Metadata-Version: 2.0
Name: cacheflow
Version: 0.1
Summary: Caching Workflow Engine
Home-page: https://gitlab.com/remram44/cacheflow
Author: Remi Rampin
Author-email: remi.rampin@nyu.edu
Maintainer: Remi Rampin
Maintainer-email: remi.rampin@nyu.edu
License: BSD-3-Clause
Project-URL: Source, https://gitlab.com/remram44/cacheflow
Project-URL: Tracker, https://gitlab.com/remram44/cacheflow/issues
Project-URL: Say Thanks, https://saythanks.io/to/remram44
Keywords: cache,workflow,pipeline,dataflow,flow,execution,engine
Platform: UNKNOWN
Classifier: Development Status :: 3 - Alpha
Classifier: Development Status :: 2 - Pre-Alpha
Classifier: Environment :: Console
Classifier: Intended Audience :: Developers
Classifier: Intended Audience :: Science/Research
Classifier: License :: OSI Approved :: BSD License
Classifier: Operating System :: POSIX
Classifier: Operating System :: Microsoft :: Windows
Classifier: Programming Language :: Python
Classifier: Programming Language :: SQL
Classifier: Programming Language :: Unix Shell
Classifier: Topic :: Scientific/Engineering
Classifier: Topic :: Software Development :: Build Tools
Classifier: Topic :: Software Development :: Interpreters
Classifier: Topic :: Text Processing :: Markup
Classifier: Topic :: Utilities
Requires-Dist: markdown
Requires-Dist: PyYAML
Requires-Dist: requests

CacheFlow
=========

CacheFlow is a caching workflow engine, capable of executing dataflows while
reusing previous results where appropriate, for efficiency. It is very
extensible and can be used in many projects.

Goals
-----

* ☑  Python 3 workflow system
* ☑ Executes dataflows from JSON files
* ☐ Can also load from SQL database
* ☐ Parallel execution
* ☐ Streaming
* ☑ Extensible: can add new modules, new storage formats, new caching mechanism, new executors
* ☐ Pluggable: extensions can be installed from PyPI without forking
* ☑ Re-usable: can execute workflows by itself, but can also be embedded into applications. Some I plan on developing myself:

  * Literate programming app: snippets or modules embedded into a markdown file, which are executed on render (similar to Rmarkdown).
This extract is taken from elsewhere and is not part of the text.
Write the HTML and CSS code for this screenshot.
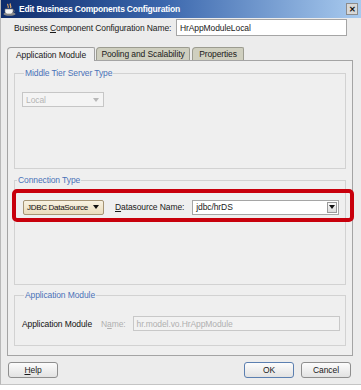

Results would be cached, making later rendering fast
  * Integrate in some of my NYU research projects (VisTrails Vizier, D3M)

Other ideas:

* ☐ Use Jupyter kernels as backends to execute code (giving me quick access to all the languages they support)
* ☐ Isolate script execution (to run untrusted Python/... code, for example with Docker)

Non-goals
---------

* Make a super-scalable and fast workflow execution engine: I'd rather make executors based on Spark, Dask, Ray than re-implement those

Status
------

Basic structures are here, extracted from D3M. Execution works.